A passion for science and education

Sallyann Giuffrida earned her bachelor’s degree in Meteorology and Oceanography from Brooklyn Polytechnic Institute in 1978, one of the few women in science at the time. She started at SUNY Broome as a technical/lab assistant that same year, and later taught physics, physical science courses and their corresponding labs.

Mrs. G’s true love was in meteorology, and she designed the curriculum and labs for the Meteorology course that is still taught to this day.

She ran outside during hailstorms, and kept the hail she gathered in the freezer, her husband recounted.
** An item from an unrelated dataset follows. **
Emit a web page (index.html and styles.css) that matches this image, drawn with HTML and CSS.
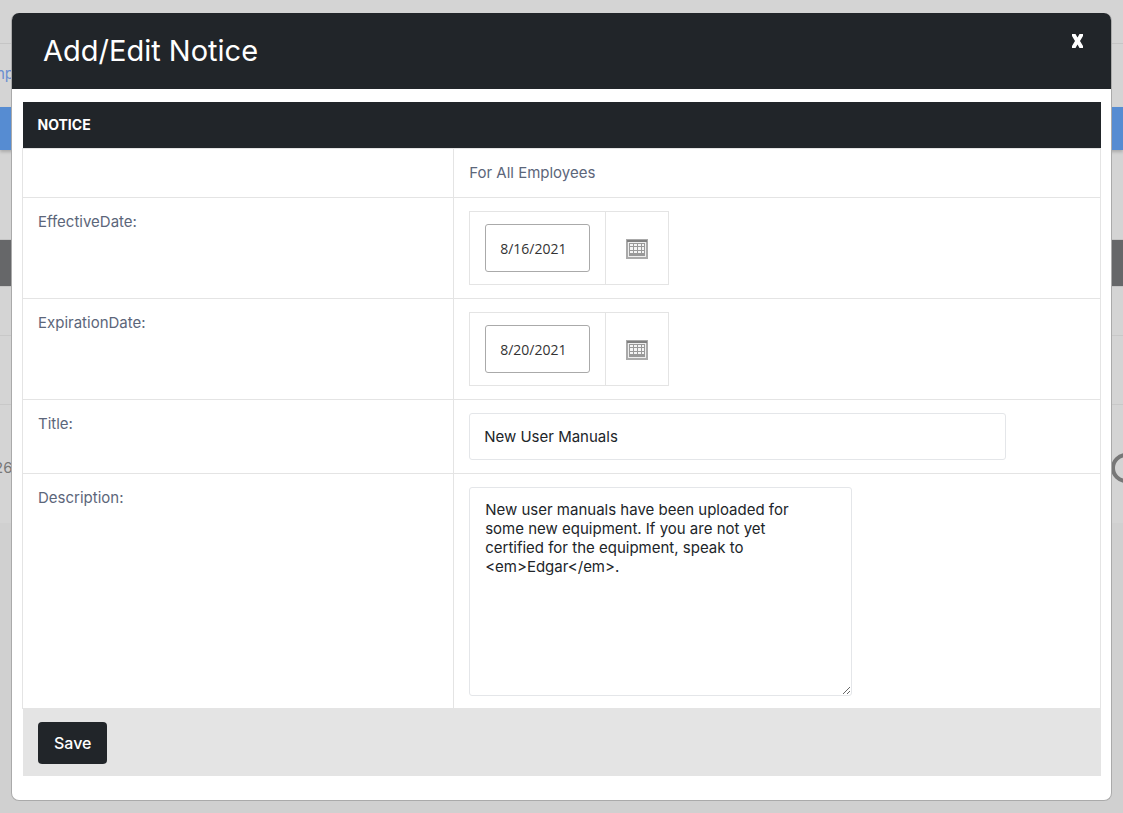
FILE: index.html
```html
<!DOCTYPE html>
<html lang="en">

<head>
    <meta charset="UTF-8">
    <meta name="viewport" content="width=device-width, initial-scale=1.0">
    <title>Add/Edit Notice</title>
    <link rel="stylesheet" href="styles.css">
</head>

<body>
    <!-- page behind the dialog -->
    <div class="page" aria-hidden="true">
        <div class="page-top"></div>
        <div class="page-crumbs"><span>Emp</span></div>
        <div class="page-nav"></div>
        <div class="page-space"></div>
        <div class="page-heading"></div>
        <div class="page-row"></div>
        <div class="page-row page-row-tall"></div>
        <div class="page-row page-row-last">
            <span>26</span>
            <svg width="30" height="30" viewBox="0 0 30 30">
                <circle cx="15" cy="15" r="13" fill="none" stroke="#777" stroke-width="4" />
            </svg>
        </div>
    </div>

    <div class="modal" role="dialog" aria-labelledby="modalTitle">
        <div class="modal-header">
            <h1 id="modalTitle">Add/Edit Notice</h1>
            <button type="button" class="close" aria-label="Close">
                <svg width="13" height="16" viewBox="0 0 13 16">
                    <path d="M1 1h3.500l2 3.500L8.500 1H12v2L9 8l3 5v2H8.500l-2-3.500-2 3.500H1v-2l3-5-3-5z" fill="#fff" />
                </svg>
            </button>
        </div>
        <form class="modal-body">
            <table class="notice-table">
                <thead>
                    <tr>
                        <th colspan="2">NOTICE</th>
                    </tr>
                </thead>
                <tbody>
                    <tr>
                        <td class="label-cell"></td>
                        <td>For All Employees</td>
                    </tr>
                    <tr>
                        <td><label for="effectiveDate">EffectiveDate:</label></td>
                        <td>
                            <div class="date-picker">
                                <div class="date-field">
                                    <input type="text" id="effectiveDate" class="date-input" value="8/16/2021">
                                </div>
                                <button type="button" class="date-button" aria-label="Pick effective date">
                                    <svg width="22" height="20" viewBox="0 0 22 20">
                                        <path d="M1 1h20v18H1z" fill="#eee" stroke="#aaa" stroke-width="2" />
                                        <path d="M1 1h20v2H1z" fill="#808080" />
                                        <path d="M3 4h16v13H3z" fill="#999" />
                                        <path d="M4 5h3v2H4zM8 5h3v2H8zM12 5h3v2h-3zM16 5h2v2h-2zM4 8h3v3H4zM8 8h3v3H8zM12 8h3v3h-3zM16 8h2v3h-2zM4 12h3v2H4zM8 12h3v2H8zM12 12h3v2h-3zM16 12h2v2h-2z" fill="#f4f4f4" />
                                    </svg>
                                </button>
                            </div>
                        </td>
                    </tr>
                    <tr>
                        <td><label for="expirationDate">ExpirationDate:</label></td>
                        <td>
                            <div class="date-picker">
                                <div class="date-field">
                                    <input type="text" id="expirationDate" class="date-input" value="8/20/2021">
                                </div>
                                <button type="button" class="date-button" aria-label="Pick expiration date">
                                    <svg width="22" height="20" viewBox="0 0 22 20">
                                        <path d="M1 1h20v18H1z" fill="#eee" stroke="#aaa" stroke-width="2" />
                                        <path d="M1 1h20v2H1z" fill="#808080" />
                                        <path d="M3 4h16v13H3z" fill="#999" />
                                        <path d="M4 5h3v2H4zM8 5h3v2H8zM12 5h3v2h-3zM16 5h2v2h-2zM4 8h3v3H4zM8 8h3v3H8zM12 8h3v3h-3zM16 8h2v3h-2zM4 12h3v2H4zM8 12h3v2H8zM12 12h3v2h-3zM16 12h2v2h-2z" fill="#f4f4f4" />
                                    </svg>
                                </button>
                            </div>
                        </td>
                    </tr>
                    <tr>
                        <td><label for="title">Title:</label></td>
                        <td><input type="text" id="title" class="text-input" value="New User Manuals"></td>
                    </tr>
                    <tr>
                        <td><label for="description">Description:</label></td>
                        <td><textarea id="description" class="text-area">New user manuals have been uploaded for some new equipment. If you are not yet certified for the equipment, speak to &lt;em&gt;Edgar&lt;/em&gt;.</textarea></td>
                    </tr>
                </tbody>
            </table>
            <div class="modal-actions">
                <button type="submit" class="save">Save</button>
            </div>
        </form>
    </div>
</body>

</html>
```
FILE: styles.css
```css
* {
    box-sizing: border-box;
}

body {
    margin: 0;
    min-height: 100vh;
    background-color: #d0d0d0;
    font-family: Inter, sans-serif;
    font-size: 15px;
    line-height: 22px;
    color: #5c667a;
    overflow: hidden;
}

/* page behind the dialog */
.page {
    background-color: #d4d4d4;
    overflow: hidden;
}

.page-top {
    height: 44px;
    border-bottom: 1px solid #c5c5c5;
}

.page-crumbs {
    display: flex;
    align-items: center;
    justify-content: flex-end;
    width: 14px;
    height: 63px;
    padding-bottom: 4px;
    color: #6a8fd0;
}

.page-nav {
    height: 43px;
    background-color: #568cd2;
    box-shadow: 0 2px 3px rgba(0, 0, 0, 0.2);
}

.page-space {
    height: 89px;
}

.page-heading {
    height: 48px;
    background-color: #666769;
    border-top: 1px solid #c5c5c5;
    border-bottom: 1px solid #c5c5c5;
}

.page-row {
    height: 49px;
    border-bottom: 1px solid #c8c8c8;
}

.page-row-tall {
    height: 69px;
}

.page-row-last {
    display: flex;
    align-items: center;
    justify-content: space-between;
    height: 118px;
    padding-top: 8px;
    margin: 0 -18px 0 -6px;
    border: 0;
    color: #777;
}

/* dialog */
.modal {
    position: absolute;
    top: 13px;
    left: 11px;
    right: 11px;
    background-color: #fff;
    border: 1px solid #aaa;
    border-top: 0;
    border-radius: 8px;
}

.modal-header {
    display: flex;
    justify-content: space-between;
    align-items: flex-start;
    padding: 18px 27px 18px 31px;
    background-color: #212529;
    border-radius: 7px 7px 0 0;
}

.modal-header h1 {
    margin: 0;
    font-size: 29px;
    font-weight: 400;
    line-height: 40px;
    color: #fff;
}

.close {
    display: flex;
    margin: 2px 0 0;
    padding: 0;
    border: 0;
    background: none;
    cursor: pointer;
}

.modal-body {
    padding: 13px 10px 24px;
}

.notice-table {
    width: 100%;
    border-collapse: collapse;
}

.notice-table th {
    padding: 12px 15px;
    background-color: #212529;
    color: #fff;
    font-size: 14px;
    font-weight: 700;
    text-align: left;
}

.notice-table td {
    padding: 13px 15px;
    border: 1px solid #e4e4e4;
    vertical-align: top;
}

.notice-table tr:last-child td {
    padding-bottom: 12px;
}

.label-cell {
    width: 40%;
}

.date-picker {
    display: inline-flex;
    border: 1px solid #e4e4e4;
    vertical-align: top;
}

.date-field {
    padding: 12px 15px;
    border-right: 1px solid #e4e4e4;
}

.date-input {
    display: block;
    width: 105px;
    height: 48px;
    padding: 0 14px;
    border: 1px solid #aaa;
    border-radius: 3px;
    font-family: "Open Sans", sans-serif;
    font-size: 14px;
    color: #333;
}

.date-button {
    display: flex;
    align-items: center;
    justify-content: center;
    width: 62px;
    padding: 2px 0 0;
    border: 0;
    background: none;
    cursor: pointer;
}

.text-input,
.text-area {
    display: block;
    max-width: 100%;
    border: 1px solid #e4e6e9;
    border-radius: 3px;
    font-family: inherit;
    font-size: 15px;
    color: #212529;
}

.text-input {
    width: 537px;
    height: 47px;
    padding: 0 14px;
}

.text-area {
    width: 383px;
    height: 209px;
    padding: 12px 32px 12px 15px;
    line-height: 19px;
}

.modal-actions {
    margin-left: 1px;
    padding: 13px 15px 12px;
    background-color: #e4e4e4;
}

.save {
    height: 42px;
    padding: 0 16px;
    border: 0;
    border-radius: 4px;
    background-color: #212529;
    color: #fff;
    font-family: inherit;
    font-size: 16px;
    font-weight: 500;
    vertical-align: top;
    cursor: pointer;
}
```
In a way, it’s apropos that the dedication occurred on the opening day of Spiedie Fest because she loved the balloons – and could always be found in the pilots’ tent, talking about wind speed with the balloonists.

“When someone asked, ‘How’s the weather?’ her response would be “are you just making conversation or do you really want to know?’” he recalled.
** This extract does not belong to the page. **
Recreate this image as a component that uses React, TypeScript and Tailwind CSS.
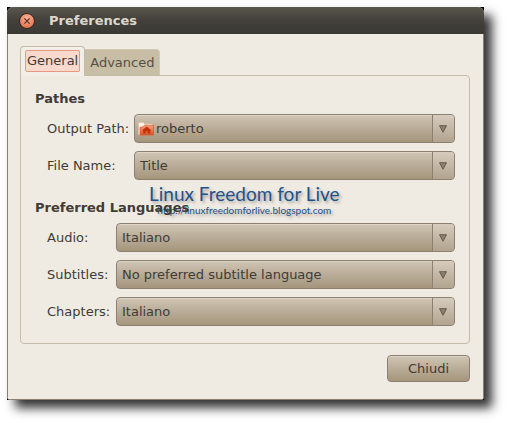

She was also a passionate and dedicated teacher who embraced new models of science education, and mentored both students and colleagues. Walking through the mall, former students stopped her repeatedly to say hello and catch up, her husband said.

“She really had a breadth of knowledge she shared with students. I remember speaking to one student who told me, ‘She’s a really demanding individual, but she’s such a connecting individual,’” said Executive Vice President and Chief Academic Officer Francis Battisti.

Giuffrida had that rare gift: the ability to engage everyone in a classroom, Professor Leet recalled. She taught students to be both good citizens and good consumers of scientific information, the latter increasingly important in a world soaked with information. She also took a picture of every class she ever taught, which she proudly displayed in her office.

SUNY Broome alumna Erin Potter took Giuffrida’s meteorology course a decade ago, and it re-kindled her interest in the field and ultimately her career. In second grade, she had been both fascinated and frightened by an outbreak of tornadoes that hit the Southern Tier; that fascination resurfaced while at SUNY Broome.

She frequently stayed after class to ask her professor questions, and became her teaching assistant. This fall, she is returning to SUNY Broome as an instructor to teach her mentor’s course.

“I want to spark that interest in science and the natural world that Sally did,” she said.

Giuffrida had passions outside of the classroom, as well. She loved sports, particularly hockey, and enjoyed theater, and sang in the Vestal Community Chorus, her husband remembered.

Continuing her legacy 

Professor Sallyann Giuffrida’s family at the dedication of Mrs. G’s Weather Station

After her passing, the incredible Mrs. G. continues to have an impact on SUNY Broome students.

The Sallyann Giuffrida Memorial Scholarship Fund was established through the Broome Community College Foundation in her memory, and provides scholarships for students planning to further their education in science. The goal, family members said, is to encourage these students to complete their four-year degree.

And now, the weather kiosk will provide a direct connection between the late professor and students, a connection centered on her favorite topic: the weather.

The professor’s daughter, Annette Giuffrida-Levesque, attended the dedication with many friends and family members. She wore her mother’s celestial necklace, which depicted each of the planets, as she held her young son Thomas – appropriately wearing a t-shirt depicting clouds, rain and lightning. Annette and her brother knew how to identify clouds from the time they were five, she remembered with a smile.

“My mom would have loved this. She always liked reaching out to people, and now she’s reaching out to so many more people,” she said.